* **Task details**
Find every line below that contains the word "styles" and copy it out.

>> begin Given material

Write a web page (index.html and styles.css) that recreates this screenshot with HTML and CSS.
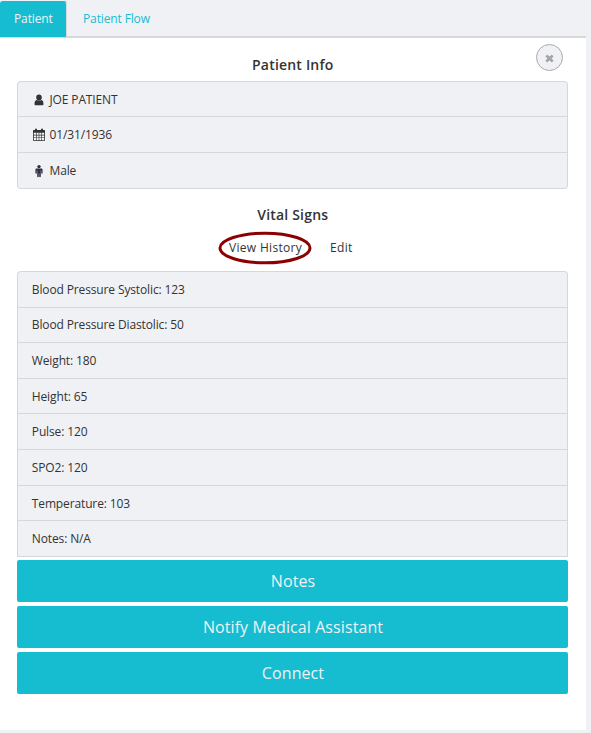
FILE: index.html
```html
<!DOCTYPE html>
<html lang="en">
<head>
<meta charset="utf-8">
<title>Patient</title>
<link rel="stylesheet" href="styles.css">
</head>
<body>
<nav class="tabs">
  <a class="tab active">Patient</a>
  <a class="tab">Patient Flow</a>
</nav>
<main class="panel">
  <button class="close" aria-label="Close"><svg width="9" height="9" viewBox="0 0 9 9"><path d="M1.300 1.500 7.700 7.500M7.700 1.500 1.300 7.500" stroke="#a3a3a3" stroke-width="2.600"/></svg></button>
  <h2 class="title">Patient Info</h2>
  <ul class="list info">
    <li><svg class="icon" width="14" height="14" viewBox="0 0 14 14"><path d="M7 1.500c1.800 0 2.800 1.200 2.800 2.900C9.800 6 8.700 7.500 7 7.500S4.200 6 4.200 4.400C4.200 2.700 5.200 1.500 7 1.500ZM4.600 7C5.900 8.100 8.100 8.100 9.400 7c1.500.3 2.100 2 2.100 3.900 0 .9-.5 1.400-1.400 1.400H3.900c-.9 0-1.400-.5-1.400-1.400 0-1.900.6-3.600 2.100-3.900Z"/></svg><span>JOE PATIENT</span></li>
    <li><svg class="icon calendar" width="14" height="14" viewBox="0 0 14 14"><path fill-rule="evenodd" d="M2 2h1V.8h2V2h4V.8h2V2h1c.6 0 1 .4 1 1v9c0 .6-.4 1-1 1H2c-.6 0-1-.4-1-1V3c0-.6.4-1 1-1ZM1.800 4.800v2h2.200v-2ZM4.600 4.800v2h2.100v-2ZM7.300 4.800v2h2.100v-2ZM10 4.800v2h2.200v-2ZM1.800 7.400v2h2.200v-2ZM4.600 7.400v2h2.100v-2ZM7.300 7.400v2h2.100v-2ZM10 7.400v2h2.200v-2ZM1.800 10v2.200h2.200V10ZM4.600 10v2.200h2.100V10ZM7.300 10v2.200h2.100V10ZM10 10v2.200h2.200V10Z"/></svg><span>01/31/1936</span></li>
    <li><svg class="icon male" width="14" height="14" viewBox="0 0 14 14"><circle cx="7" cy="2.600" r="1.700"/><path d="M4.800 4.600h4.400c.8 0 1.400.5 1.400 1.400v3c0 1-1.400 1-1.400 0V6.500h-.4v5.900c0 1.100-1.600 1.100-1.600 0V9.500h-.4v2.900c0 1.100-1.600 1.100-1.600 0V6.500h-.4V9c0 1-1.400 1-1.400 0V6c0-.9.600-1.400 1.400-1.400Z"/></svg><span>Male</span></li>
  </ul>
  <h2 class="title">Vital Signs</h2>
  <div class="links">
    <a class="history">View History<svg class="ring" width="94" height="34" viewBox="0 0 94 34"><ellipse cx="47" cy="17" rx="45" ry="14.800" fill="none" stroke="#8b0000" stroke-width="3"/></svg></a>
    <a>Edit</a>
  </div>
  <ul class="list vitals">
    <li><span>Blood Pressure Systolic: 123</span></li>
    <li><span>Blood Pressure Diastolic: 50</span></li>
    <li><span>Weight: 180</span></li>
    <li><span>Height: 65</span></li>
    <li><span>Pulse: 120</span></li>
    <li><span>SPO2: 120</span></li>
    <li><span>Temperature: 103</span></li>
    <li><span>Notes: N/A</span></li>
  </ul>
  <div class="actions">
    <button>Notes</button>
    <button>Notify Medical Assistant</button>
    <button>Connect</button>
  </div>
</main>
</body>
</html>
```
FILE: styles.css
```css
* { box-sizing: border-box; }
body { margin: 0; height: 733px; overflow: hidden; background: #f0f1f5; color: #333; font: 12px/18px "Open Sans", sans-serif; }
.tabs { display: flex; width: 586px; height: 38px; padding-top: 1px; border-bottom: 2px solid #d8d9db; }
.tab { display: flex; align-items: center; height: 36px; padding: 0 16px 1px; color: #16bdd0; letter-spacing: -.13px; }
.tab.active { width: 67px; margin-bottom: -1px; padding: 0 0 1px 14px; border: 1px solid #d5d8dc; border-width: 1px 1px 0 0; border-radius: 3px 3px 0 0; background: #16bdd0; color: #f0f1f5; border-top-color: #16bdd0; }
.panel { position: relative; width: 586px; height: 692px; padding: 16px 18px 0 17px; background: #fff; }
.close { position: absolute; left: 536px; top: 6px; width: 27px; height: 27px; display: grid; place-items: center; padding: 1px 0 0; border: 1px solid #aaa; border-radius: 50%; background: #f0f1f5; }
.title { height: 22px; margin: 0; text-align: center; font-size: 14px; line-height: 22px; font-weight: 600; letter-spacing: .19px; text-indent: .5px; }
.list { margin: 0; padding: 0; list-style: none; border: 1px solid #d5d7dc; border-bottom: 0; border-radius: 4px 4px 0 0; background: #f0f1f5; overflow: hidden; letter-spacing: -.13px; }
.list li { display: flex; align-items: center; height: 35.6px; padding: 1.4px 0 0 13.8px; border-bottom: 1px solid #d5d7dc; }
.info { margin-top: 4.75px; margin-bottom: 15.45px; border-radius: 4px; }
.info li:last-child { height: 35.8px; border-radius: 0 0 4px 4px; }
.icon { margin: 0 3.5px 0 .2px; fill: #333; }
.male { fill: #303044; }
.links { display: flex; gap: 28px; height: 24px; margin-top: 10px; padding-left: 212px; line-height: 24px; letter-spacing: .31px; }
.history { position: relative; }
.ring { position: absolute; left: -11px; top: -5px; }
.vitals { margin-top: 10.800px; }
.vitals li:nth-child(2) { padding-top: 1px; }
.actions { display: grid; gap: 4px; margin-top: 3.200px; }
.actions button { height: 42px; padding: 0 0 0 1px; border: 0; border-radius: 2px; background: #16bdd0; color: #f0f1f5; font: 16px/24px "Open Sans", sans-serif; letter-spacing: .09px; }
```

>> end Given material

* **Complete answer**
Write a web page (index.html and styles.css) that recreates this screenshot with HTML and CSS.
<link rel="stylesheet" href="styles.css">
FILE: styles.css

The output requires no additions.